Peel the onion and the carrot, dice them and braise the vegetables in a pan. When they are nice and golden, add beetroots after peeling and grating them. The last ingredients to go into your pan are tomato paste and a cup of bouillon. After that let the vegetables simmer on a small fire for 5 or 10 minutes, before pouring them into bouillon.

At the same time add boiled kidney beans and gently stir the beginnings of your borsch. Now all you have to do is peel and cut potatoes into small pieces and add them to the pot.

When potatoes are almost ready add finely sliced cabbage and don't cover the pot with a lid, letting it boil for 5 or 10 minutes.

The secret to a fabulous borsch is in a last group of ingredients. You need to peel and dice garlic and salo, adding a little dill. After you put this combination into the pot, stir it and cover with lid, cutting off the burner.

Leave your borsch to settle for at least a couple of hours, or better yet till tomorrow, storing the pot in the fridge.
Serve the borsch as hot as you can and add a little sour cream to make the taste even better.

The story behind this recipe

Borsch or beet-root soup is a traditional Ukrainian dish, though every woman has her own secret recipe, so no two plates of borsch can be the same. In our family traditional borsch recipe has been passed from mother to daughter for at least four generations. I've learned cooking it while still a little girl, sitting around the kitchen and getting in the way while my mom cooked us a huge pot of borsch that would last us at least four days.

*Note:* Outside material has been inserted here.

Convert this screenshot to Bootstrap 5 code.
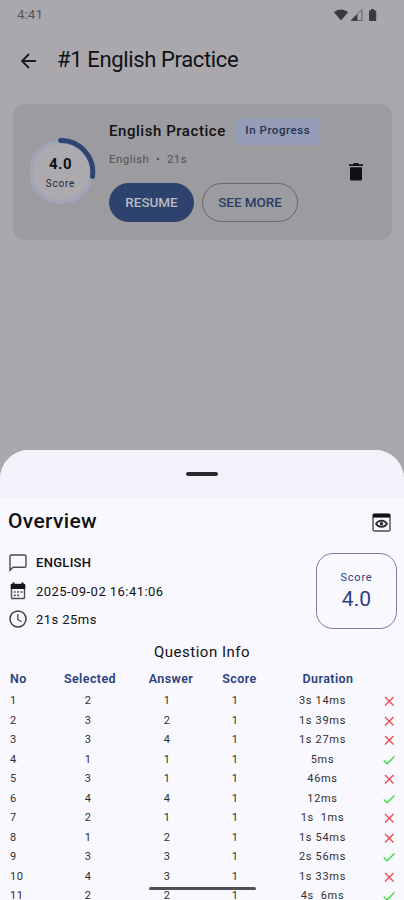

Cooking borsch is also a kind of a test for a girl who wants to impress her boyfriend. For any man his mother's borsch will always be the best, but his wife's should at least be on the second place.

My latest borsch was also cooked to my boyfriend who valiantly tried to help. After trying my masterpiece he genuinely told me that my borsch was no worse than his mother's, so I count it a success.

The most important thing you need to know about cooking borsch is that it's a ritual. You can't just throw everything you have left in the fridge into the pot and expect to cook a masterpiece. Cooking borsch demands patience, wisdom and experience, but also a great deal of love towards those people you are cooking for.

Unlike most dishes that taste best when freshly cooked, borsch needs time to settle, so that all ingredients blend together and form an extraordinary flavor that you will never forget id you try it once.

In Ukraine we even have a joke:
"Want to try yesterday's borsch? Come back tomorrow!"

There are many jokes and sayings about borsch, which won't fit the character limit, so I'll finish my story with another joke:

If you stick your spoon into borsch and it stays standing, you've made the best kind of borsch.